* START *
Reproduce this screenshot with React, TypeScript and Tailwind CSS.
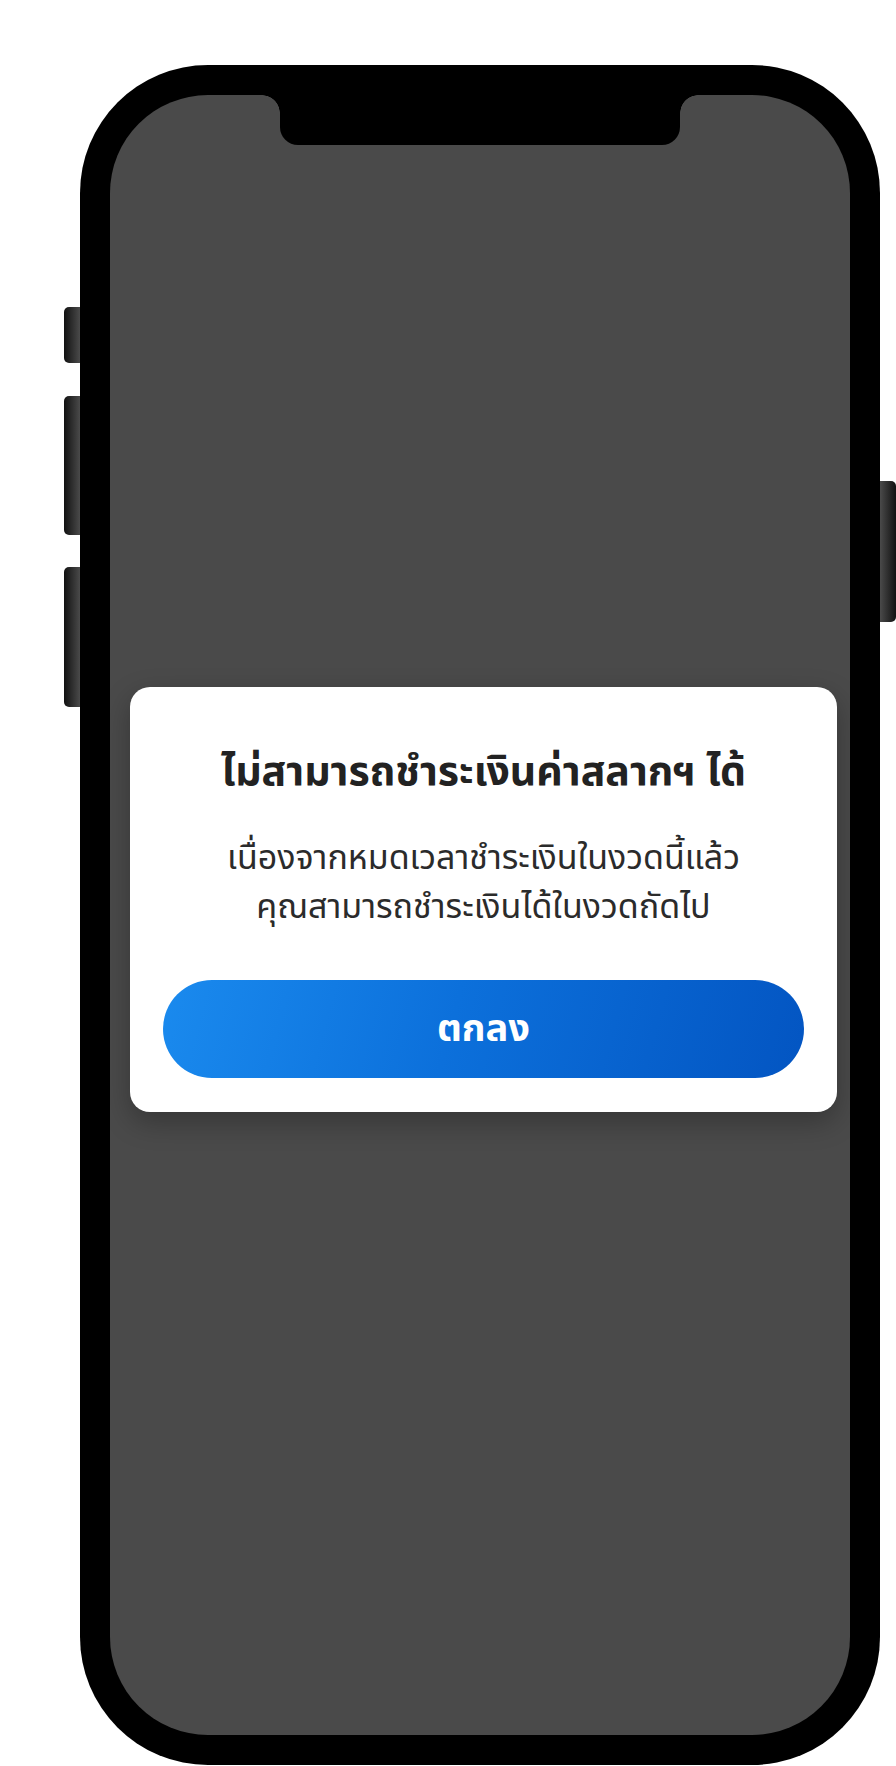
import React from "react";

const thai = { fontFamily: '"Noto Sans Thai", "Noto Sans Thai UI", "Noto Sans", "Liberation Sans", sans-serif' };

export default function App() {
  return (
    <div className="min-h-[1766px] w-[896px] bg-white">
      <div className="flex pl-[64px] pt-[65px]">
        {/* left side buttons */}
        <div className="flex w-[16px] flex-col pt-[242px]">
          <div className="h-[56px] w-[16px] rounded-l-[5px] bg-[linear-gradient(to_right,#111,#4a4a4a)]" />
          <div className="mt-[33px] h-[139px] w-[16px] rounded-l-[5px] bg-[linear-gradient(to_right,#111,#4a4a4a)]" />
          <div className="mt-[32px] h-[140px] w-[16px] rounded-l-[5px] bg-[linear-gradient(to_right,#111,#4a4a4a)]" />
        </div>

        {/* phone */}
        <div className="h-[1700px] w-[800px] rounded-[128px] bg-black p-[30px]">
          <div className="relative flex h-full w-full flex-col overflow-hidden rounded-[98px] bg-[#4a4a4a]">
            {/* notch */}
            <div className="absolute left-[152px] top-0 h-[18px] w-[18px] bg-[radial-gradient(circle_at_0%_100%,#4a4a4a_17.5px,#000_18px)]" />
            <div className="absolute left-[170px] top-0 h-[50px] w-[400px] rounded-b-[18px] bg-black" />
            <div className="absolute left-[570px] top-0 h-[18px] w-[18px] bg-[radial-gradient(circle_at_100%_100%,#4a4a4a_17.5px,#000_18px)]" />

            {/* dialog */}
            <div
              className="ml-[20px] mt-[592px] flex w-[707px] flex-col items-center rounded-[20px] bg-white px-[33px] pb-[34px] pt-[57px] shadow-[0_10px_28px_rgba(0,0,0,0.28)]"
              style={thai}
            >
              <h1 className="whitespace-nowrap text-center text-[41px] font-bold leading-[56px] text-[#222]">
                ไม่สามารถชำระเงินค่าสลากฯ ได้
              </h1>
              <p className="mt-[34px] whitespace-nowrap text-center text-[34px] leading-[49px] text-[#2b2b2b]">
                เนื่องจากหมดเวลาชำระเงินในงวดนี้แล้ว
                <br />
                คุณสามารถชำระเงินได้ในงวดถัดไป
              </p>
              <button className="mt-[48px] flex h-[98px] w-full items-center justify-center rounded-full bg-[linear-gradient(105deg,#1a8aee_0%,#0c70db_45%,#0355c2_100%)] text-[38px] font-bold text-white">
                ตกลง
              </button>
            </div>
          </div>
        </div>

        {/* right side button */}
        <div className="flex w-[16px] flex-col pt-[416px]">
          <div className="h-[141px] w-[16px] rounded-r-[5px] bg-[linear-gradient(to_left,#111,#4a4a4a)]" />
        </div>
      </div>
    </div>
  );
}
* END *
◆ **What the task requires**: Give the number of lines in the listing above that contain "React", and nothing else.

◆ **Answer to the task**: 2